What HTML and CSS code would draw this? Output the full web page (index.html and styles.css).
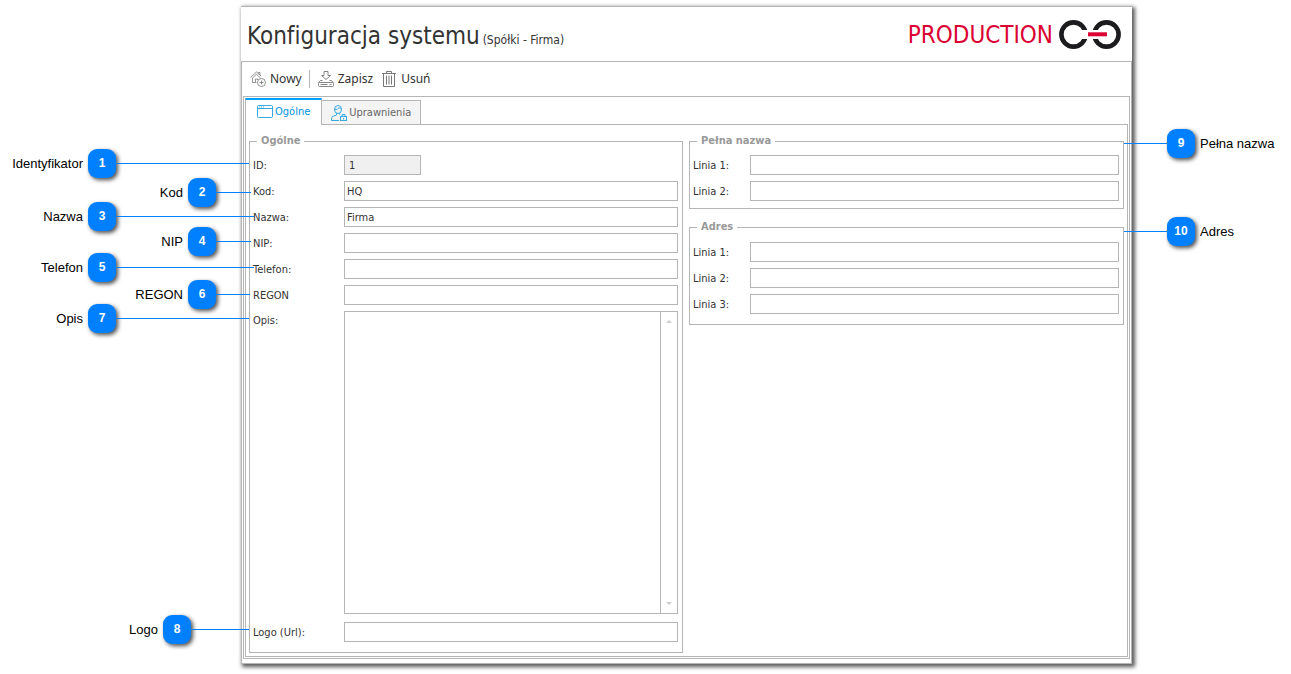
FILE: index.html
```html
<!DOCTYPE html>
<html lang="pl">
<head>
<meta charset="utf-8">
<title>Konfiguracja systemu</title>
<link rel="stylesheet" href="styles.css">
</head>
<body>
<div class="page">
  <main class="window">
    <header class="header">
      <div class="heading"><h1 class="title">Konfiguracja systemu</h1><span class="subtitle">(Spółki - Firma)</span></div>
      <div class="brand">
        <span>PRODUCTION</span>
        <svg class="brand-mark" viewBox="0 0 62 29" aria-hidden="true">
          <g fill="none" stroke="#1c1b1d" stroke-width="4.600"><circle cx="14.500" cy="14.500" r="12.100"/><circle cx="47.500" cy="14.500" r="12.100"/></g>
          <path fill="#fff" d="M20 10h22v9H20z"/>
          <path fill="#db0032" d="M29 12.300h19v4H29z"/>
        </svg>
      </div>
    </header>
    <div class="frame">
      <nav class="toolbar">
        <button class="tool" type="button">
          <svg class="tool-icon" viewBox="0 0 16 16" aria-hidden="true"><g fill="none" stroke="#777" stroke-width=".8"><path d="M.5 6.500 6.500 1l4.500 4M2 7.500 6.500 3.300 10.500 7M8.500 2.500V1.500H10V4M2.500 7.500v4h4"/><path d="M5.500 11V8h2v1"/><circle cx="11.500" cy="11.500" r="4"/><path d="M9.500 11.500h4M11.500 9.500v4"/></g></svg>
          Nowy
        </button>
        <span class="divider"></span>
        <button class="tool" type="button">
          <svg class="tool-icon" viewBox="0 0 16 16" aria-hidden="true"><g fill="none" stroke="#858585"><path d="M6 .5h4v4h2.500L8 8.500l-4.500-4H6z"/><rect x=".5" y="11.500" width="15" height="4" rx="1"/><path d="m.5 12 2-2.500h2M15.500 12l-2-2.500h-2M2.500 13.500h7M11.500 13.500h2"/></g></svg>
          Zapisz
        </button>
        <button class="tool tool-delete" type="button">
          <svg class="tool-icon" viewBox="0 0 16 16" aria-hidden="true"><g fill="none" stroke="#777"><path d="M1 2.500h14M5.500 2V.5h5V2M2.500 3v12.500h11V3M5.500 4.500v9M8 4.500v9M10.500 4.500v9"/></g></svg>
          Usuń
        </button>
      </nav>
      <div class="body">
        <div class="tabs" role="tablist">
          <button class="tab tab-active" type="button" role="tab" aria-selected="true">
            <svg class="tab-icon" viewBox="0 0 16 16" aria-hidden="true"><g fill="none" stroke="#36a9e1"><rect x=".5" y="1.500" width="15" height="12" rx="1"/><path d="M.5 4.500h15"/><path stroke-dasharray="1 1" d="M2 3h5"/></g></svg>
            Ogólne
          </button>
          <button class="tab" type="button" role="tab" aria-selected="false">
            <svg class="tab-icon" viewBox="0 0 16 16" aria-hidden="true"><g fill="none" stroke="#36a9e1"><ellipse cx="7" cy="4.500" rx="3.500" ry="4"/><path d="M3.500 4.500Q7 5 8 2.500q1 1.500 2.500 1.500M5.500 8v2l-4 1.500Q.5 12 .5 15.500H8M8.500 8v1.500"/><rect x="9.500" y="11.500" width="6" height="4"/><path d="M11 11.500V9.500h3v2M12.500 13v1.500"/></g></svg>
            Uprawnienia
          </button>
        </div>
        <div class="pane">
          <fieldset class="group">
            <legend>Ogólne</legend>
            <div class="fields">
              <label for="id">ID:</label><input class="short" id="id" value="1" readonly>
              <label for="code">Kod:</label><input id="code" value="HQ">
              <label for="name">Nazwa:</label><input id="name" value="Firma">
              <label for="nip">NIP:</label><input id="nip">
              <label for="phone">Telefon:</label><input id="phone">
              <label for="regon">REGON</label><input id="regon">
              <label class="label-top" for="note">Opis:</label>
              <div class="note">
                <textarea id="note"></textarea>
                <div class="scroll">
                  <svg viewBox="0 0 6 3" aria-hidden="true"><path fill="#ccc" d="M0 3 3 0l3 3z"/></svg>
                  <svg viewBox="0 0 6 3" aria-hidden="true"><path fill="#ccc" d="m0 0 3 3 3-3z"/></svg>
                </div>
              </div>
              <label for="logo">Logo (Url):</label><input id="logo">
            </div>
          </fieldset>
          <div class="side">
            <fieldset class="group">
              <legend>Pełna nazwa</legend>
              <div class="fields fields-narrow">
                <label for="n1">Linia 1:</label><input id="n1">
                <label for="n2">Linia 2:</label><input id="n2">
              </div>
            </fieldset>
            <fieldset class="group group-address">
              <legend>Adres</legend>
              <div class="fields fields-narrow">
                <label for="a1">Linia 1:</label><input id="a1">
                <label for="a2">Linia 2:</label><input id="a2">
                <label for="a3">Linia 3:</label><input id="a3">
              </div>
            </fieldset>
          </div>
        </div>
      </div>
    </div>
  </main>
  <div class="callout c1"><span>Identyfikator</span><b>1</b><i></i></div>
  <div class="callout c2"><span>Kod</span><b>2</b><i></i></div>
  <div class="callout c3"><span>Nazwa</span><b>3</b><i></i></div>
  <div class="callout c4"><span>NIP</span><b>4</b><i></i></div>
  <div class="callout c5"><span>Telefon</span><b>5</b><i></i></div>
  <div class="callout c6"><span>REGON</span><b>6</b><i></i></div>
  <div class="callout c7"><span>Opis</span><b>7</b><i></i></div>
  <div class="callout c8"><span>Logo</span><b>8</b><i></i></div>
  <div class="callout c9"><i></i><b>9</b><span>Pełna nazwa</span></div>
  <div class="callout c10"><i></i><b>10</b><span>Adres</span></div>
</div>
</body>
</html>
```
FILE: styles.css
```css
* { box-sizing: border-box; }
body { margin: 0; background: #fff; color: #333; font: 11px/14px "DejaVu Sans Condensed", "Noto Sans", sans-serif; font-variant-ligatures: none; }
button, input, textarea { font: inherit; color: inherit; margin: 0; border-radius: 0; }
.page { position: relative; padding: 6px 159px 10px 241px; }

.window { background: #fff; border-top: 1px solid #b5b5b5; box-shadow: 2px 2px 4px 1px rgba(0, 0, 0, .65); }
.header { display: flex; align-items: center; justify-content: space-between; height: 54px; padding: 0 11px 0 6px; }
.heading { display: flex; align-items: baseline; gap: 3px; padding-top: 3px; white-space: nowrap; }
.title { margin: 0; font-size: 24px; line-height: 32px; font-weight: 400; }
.subtitle { font-size: 12px; line-height: 16px; }
.brand { display: flex; align-items: center; gap: 6px; color: #db0032; font-size: 24px; line-height: 32px; }
.brand span { padding-top: 2px; }
.brand-mark { width: 62px; height: 29px; }
.frame { border: 1px solid #b5b5b5; padding: 0 1px 4px; }

.toolbar { display: flex; align-items: center; height: 34px; padding-left: 7px; }
.tool { display: flex; align-items: center; gap: 4px; padding: 0; border: 0; background: none; font: 12px/16px "Noto Sans", sans-serif; }
.tool-icon { width: 16px; height: 16px; }
.divider { width: 1px; height: 18px; margin: 0 8px 0 7px; background: #b5b5b5; }
.tool-delete { margin-left: 8px; }

.body { border: 1px solid #b5b5b5; padding: 1px; }
.tabs { display: flex; align-items: flex-end; height: 26px; }
.tab { display: flex; align-items: center; gap: 2px; height: 24px; padding: 0 9px; border: 1px solid #b5b5b5; border-left: 0; border-bottom: 0; background: #f4f4f4; color: #666; }
.tab-active { height: 26px; padding: 0 11px; border-left: 1px solid #b5b5b5; border-top: 2px solid #00a2ff; background: #fff; color: #0093dd; }
.tab-icon { width: 16px; height: 16px; }
.pane { display: grid; grid-template-columns: 434fr 435fr; gap: 6px; padding: 10px 3px 3px; border: 1px solid #b5b5b5; border-top: 0; background: linear-gradient(#b5b5b5, #b5b5b5) 75px 0 / 100% 1px no-repeat; }
.group { min-width: 0; margin: 0; padding: 7px 4px 10px 3px; border: 1px solid #b5b5b5; }
.group legend { margin-left: 4px; padding: 0 4px; color: #999; font-weight: 700; line-height: 14px; }
.fields { display: grid; grid-template-columns: 91px 1fr; row-gap: 6px; align-items: center; }
.fields label { padding-top: 2px; }
.fields-narrow { grid-template-columns: 57px 1fr; }
.fields input { width: 100%; height: 20px; padding: 0 2px; border: 1px solid #b5b5b5; background: #fff; }
.fields .short { width: 77px; padding-left: 4px; background: #f0f0f0; }
.fields .label-top { align-self: start; padding-top: 3px; }
.note { display: flex; height: 303px; margin-bottom: 2px; border: 1px solid #b5b5b5; }
.note textarea { flex: 1; min-width: 0; padding: 2px; border: 0; resize: none; overflow: hidden; }
.scroll { display: flex; flex-direction: column; justify-content: space-between; align-items: center; width: 17px; padding: 8px 0; border-left: 1px solid #b5b5b5; }
.scroll svg { width: 6px; height: 3px; }
.side .group { padding-bottom: 7px; }
.side .group-address { margin-top: 11px; padding: 8px 4px 10px 3px; }

.callout { position: absolute; display: flex; align-items: center; height: 29px; color: #000; font: 13px/18px "Liberation Sans", Arial, sans-serif; white-space: nowrap; }
.callout span { flex: 1; padding: 0 5px; text-align: right; }
.callout b { width: 28px; height: 29px; border-radius: 9px; background: #0080ff; color: #fff; font-size: 12px; line-height: 29px; text-align: center; box-shadow: 2px 2px 4px rgba(0, 0, 0, .7); }
.callout i { height: 1px; background: #0080ff; }
.c1, .c2, .c3, .c4, .c5, .c6, .c7, .c8 { left: 0; }
.c1 { top: 149px; width: 249px; }
.c2 { top: 178px; width: 251px; }
.c3 { top: 202px; width: 254px; }
.c4 { top: 227px; width: 251px; }
.c5 { top: 253px; width: 254px; }
.c6 { top: 280px; width: 250px; }
.c7 { top: 304px; width: 249px; }
.c8 { top: 615px; width: 249px; }
.c1 i, .c7 i { width: 133px; }
.c3 i, .c5 i { width: 138px; }
.c2 i, .c4 i { width: 35px; }
.c6 i { width: 34px; }
.c8 i { width: 58px; }
.c9, .c10 { right: 0; width: 167px; }
.c9 { top: 129px; }
.c10 { top: 217px; }
.c9 i, .c10 i { width: 43px; }
.c9 span, .c10 span { text-align: left; }
```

━━━━━━━━━━

Goal => Return each line of the listing that holds the string "index".

The result =>
What HTML and CSS code would draw this? Output the full web page (index.html and styles.css).
FILE: index.html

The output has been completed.